From their name, you might think Florida carpenter ants (Camponotus floridanus) are good at building things — and they are — but they have another potentially lifesaving talent: They are experts at wound care and surgery.
A common species native to the state, these amazing insects selectively treat their nestmates’ wounded limbs by cleaning or amputating them, a press release from Cell Press said.
In a new study, an international team of researchers detailed how these “treatments” not only aided in nestmates’ recovery, but showed that the choice of care provided by the treating ants catered to the specific type of injury.
“When we’re talking about amputation behavior, this is literally the only case in which a sophisticated and systematic amputation of an individual by another member of its species occurs in the animal Kingdom,” said Erik Frank, lead author of the study and a behavioral ecologist with the University of Würzburg, in the press release.
While wound care is not entirely novel among ants, carpenter ants are the only known species to use solely mechanical methods to carry out their treatments. A paper published last year found that another group of ants used a special gland to introduce antimicrobial compounds into injuries.
The research team discovered that carpenter ants’ mechanical care comes in two types: using their mouthparts to clean the wound and cleaning the wound prior to a full leg amputation. Before deciding which treatment to use, the provider ants seem to assess the injury in order to make educated adjustments regarding the best method of care.
The study analyzed two types of injuries: femur lacerations and lacerations on the ankle-like tibia. Initial cleaning was given for all femur injuries, followed by the removal of the leg by a nestmate chewing it off. The only treatment given for tibia injuries, however, was mouth cleaning.
In both cases, intervention led to a much higher survival rate for ants with infected wounds.
“Femur injuries, where they always amputated the leg, had a success rate around 90% or 95%. And for the tibia, where they did not amputate, it still achieved about the survival rate of 75%,” Frank said in the press release.
Untreated infected tibia and femur abrasions had a survival rate of 15 and 40 percent, respectively.
The team surmised that the chosen type of wound care could be associated with infection risk from the wound site. Femur scans showed it is primarily made up of muscle tissue, which suggests it has a role in pumping blood from the leg to the main part of the body.
With femur injuries, the compromised muscles were less able to circulate blood that is potentially contaminated with bacteria. The tibia, on the other hand, doesn’t have much muscle tissue or involvement in the circulation of blood.
“In tibia injuries, the flow of the hemolymph was less impeded, meaning bacteria could enter the body faster. While in femur injuries the speed of the blood circulation in the leg was slowed down,” Frank said.
This would seem to mean that amputating the leg would be the best choice with tibia injuries, but the researchers found the opposite to be true. They discovered that how fast the ants were able to amputate made a difference.
It took a minimum of 40 minutes for an ant-assisted amputation. In cases of an injury to the tibia, it was shown that not amputating the leg immediately post-infection meant the ant would die.

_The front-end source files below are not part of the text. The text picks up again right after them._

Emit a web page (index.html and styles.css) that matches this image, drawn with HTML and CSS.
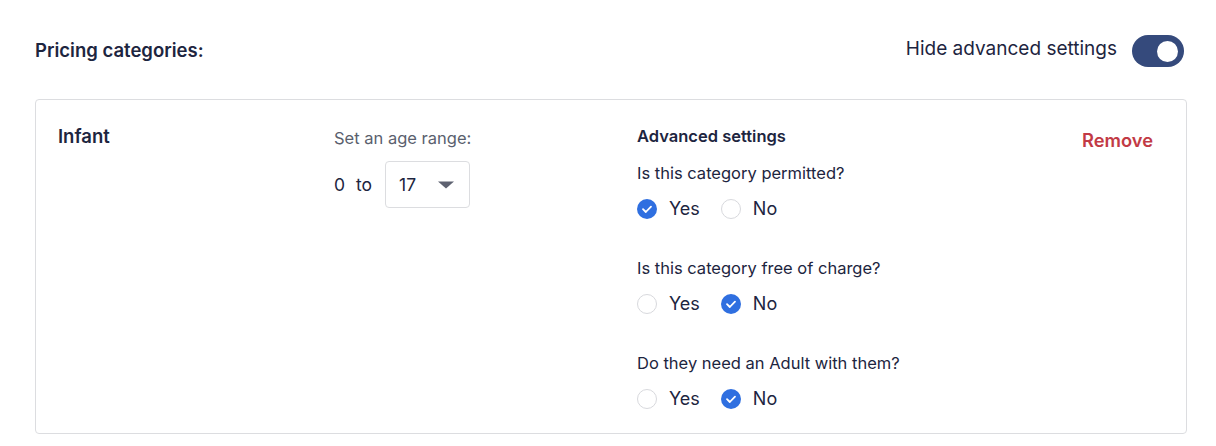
FILE: index.html
```html
<!DOCTYPE html>
<html>
<head>
<meta charset="utf-8">
<link rel="stylesheet" href="styles.css">
</head>
<body>
<div class="page">
  <div class="header">
    <h2 class="title">Pricing categories:</h2>
    <div class="toggle-wrap">
      <span class="toggle-label">Hide advanced settings</span>
      <span class="toggle"><span class="knob"></span></span>
    </div>
  </div>
  <div class="card">
    <div class="col-name">Infant</div>
    <div class="col-age">
      <div class="age-label">Set an age range:</div>
      <div class="age-row">
        <span class="age-from">0</span>
        <span class="age-to">to</span>
        <div class="select">
          <span>17</span>
          <svg class="caret" width="16" height="8" viewBox="0 0 16 8"><path d="M0 0.5 H16 L8 7.5 Z" fill="#5e6271"/></svg>
        </div>
      </div>
    </div>
    <div class="col-adv">
      <div class="adv-title">Advanced settings</div>
      <div class="question">
        <div class="q-label">Is this category permitted?</div>
        <div class="radios">
          <label class="radio"><span class="dot checked"><svg width="20" height="20" viewBox="0 0 20 20"><path d="M6 10.2 L8.8 13 L14 7.6" fill="none" stroke="#fff" stroke-width="1.8" stroke-linecap="round" stroke-linejoin="round"/></svg></span>Yes</label>
          <label class="radio"><span class="dot"></span>No</label>
        </div>
      </div>
      <div class="question">
        <div class="q-label">Is this category free of charge?</div>
        <div class="radios">
          <label class="radio"><span class="dot"></span>Yes</label>
          <label class="radio"><span class="dot checked"><svg width="20" height="20" viewBox="0 0 20 20"><path d="M6 10.2 L8.8 13 L14 7.6" fill="none" stroke="#fff" stroke-width="1.8" stroke-linecap="round" stroke-linejoin="round"/></svg></span>No</label>
        </div>
      </div>
      <div class="question">
        <div class="q-label">Do they need an Adult with them?</div>
        <div class="radios">
          <label class="radio"><span class="dot"></span>Yes</label>
          <label class="radio"><span class="dot checked"><svg width="20" height="20" viewBox="0 0 20 20"><path d="M6 10.2 L8.8 13 L14 7.6" fill="none" stroke="#fff" stroke-width="1.8" stroke-linecap="round" stroke-linejoin="round"/></svg></span>No</label>
        </div>
      </div>
    </div>
    <div class="col-remove"><a class="remove">Remove</a></div>
  </div>
</div>
</body>
</html>
```

FILE: styles.css
```css
* { box-sizing: border-box; }
html, body { margin: 0; padding: 0; background: #fff; }
body {
  font-family: "Inter", "Noto Sans", sans-serif;
  color: #1d2540;
}
.page {
  padding: 35px 29px 0 35px;
}
.header {
  display: flex;
  justify-content: space-between;
  align-items: flex-start;
  height: 32px;
  padding-right: 3px;
}
.title {
  margin: 4px 0 0 0;
  font-size: 18.5px;
  line-height: 22px;
  font-weight: 600;
}
.toggle-wrap {
  display: flex;
  align-items: flex-start;
  gap: 15px;
}
.toggle-label {
  font-size: 19px;
  line-height: 22px;
  margin-top: 3px;
}
.toggle {
  width: 52px;
  height: 32px;
  border-radius: 16px;
  background: #354a7c;
  display: flex;
  align-items: center;
  justify-content: flex-end;
  padding-right: 6px;
}
.knob {
  width: 21px;
  height: 21px;
  border-radius: 50%;
  background: #fff;
}
.card {
  margin-top: 32px;
  border: 1px solid #dcdde0;
  border-radius: 4px;
  height: 335px;
  display: grid;
  grid-template-columns: 276px 303px 1fr auto;
  align-items: start;
  padding: 25px 33px 0 22px;
}
.col-name {
  font-size: 18.5px;
  line-height: 22px;
  font-weight: 600;
}
.age-label {
  font-size: 16.5px;
  line-height: 22px;
  color: #5a5f6e;
  padding-top: 1.5px;
}
.age-row {
  display: flex;
  align-items: center;
  margin-top: 12.5px;
  font-size: 17.5px;
}
.age-to { margin-left: 11px; margin-right: 13px; }
.select {
  width: 85px;
  height: 47px;
  border: 1px solid #dcdde0;
  border-radius: 4px;
  display: flex;
  align-items: center;
  justify-content: space-between;
  padding: 0 15px 0 13px;
}
.adv-title {
  font-size: 16.5px;
  line-height: 22px;
  font-weight: 600;
}
.question { margin-top: 16px; }
.question + .question { margin-top: 38px; }
.q-label { font-size: 16.5px; line-height: 20px; }
.radios {
  display: flex;
  gap: 21px;
  margin-top: 15px;
}
.radio {
  display: flex;
  align-items: center;
  gap: 12px;
  font-size: 18px;
  line-height: 22px;
}
.dot {
  width: 20px;
  height: 20px;
  border-radius: 50%;
  border: 1.5px solid #d8d9dd;
  display: inline-flex;
}
.dot.checked {
  border: none;
  background: #2f6fe0;
}
.remove {
  font-size: 18.3px;
  line-height: 22px;
  font-weight: 600;
  color: #c23a45;
  display: block;
  padding-top: 3.5px;
}
```
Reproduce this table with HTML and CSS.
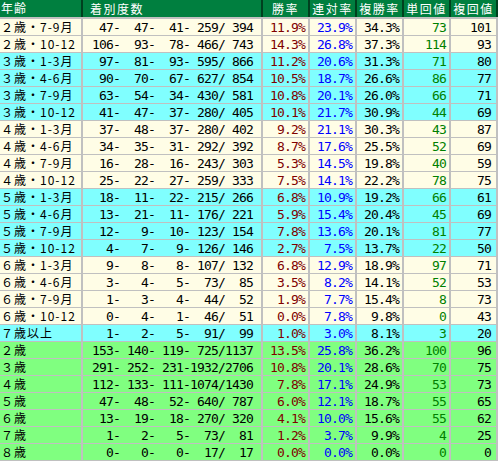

“Thus, because they are unable to cut the leg sufficiently quickly to prevent the spread of harmful bacteria, ants try to limit the probability of lethal infection by spending more time cleaning the tibia wound,” said Laurent Keller, senior author of the study and an evolutionary biologist at the University of Lausanne, in the press release.
The study, “Wound-dependent leg amputations to combat infections in an ant society,” was published in the journal Current Biology.
“The fact that the ants are able to diagnose a wound, see if it’s infected or sterile, and treat it accordingly over long periods of time by other individuals — the only medical system that can rival that would be the human one,” Frank said.
Keller noted that these sophisticated behaviors seemed to be inherent in carpenter ants.
“It’s really all innate behavior,” Keller said. “Ant behaviors change based on the age of an individual, but there is very little evidence of any learning.”
The research team is currently conducting similar experiments in other species of carpenter ant to find out how intact the behavior is and whether all ant species that don’t have the antimicrobial gland perform amputations. The slow removal of an ant’s limb while conscious also brings up the consideration of pain in ant societies.
“When you look at the videos where you have the ant presenting the injured leg and letting the other one bite off completely voluntarily, and then present the newly made wound so another one can finish [the] cleaning process — this level of innate cooperation to me is quite striking,” Frank said.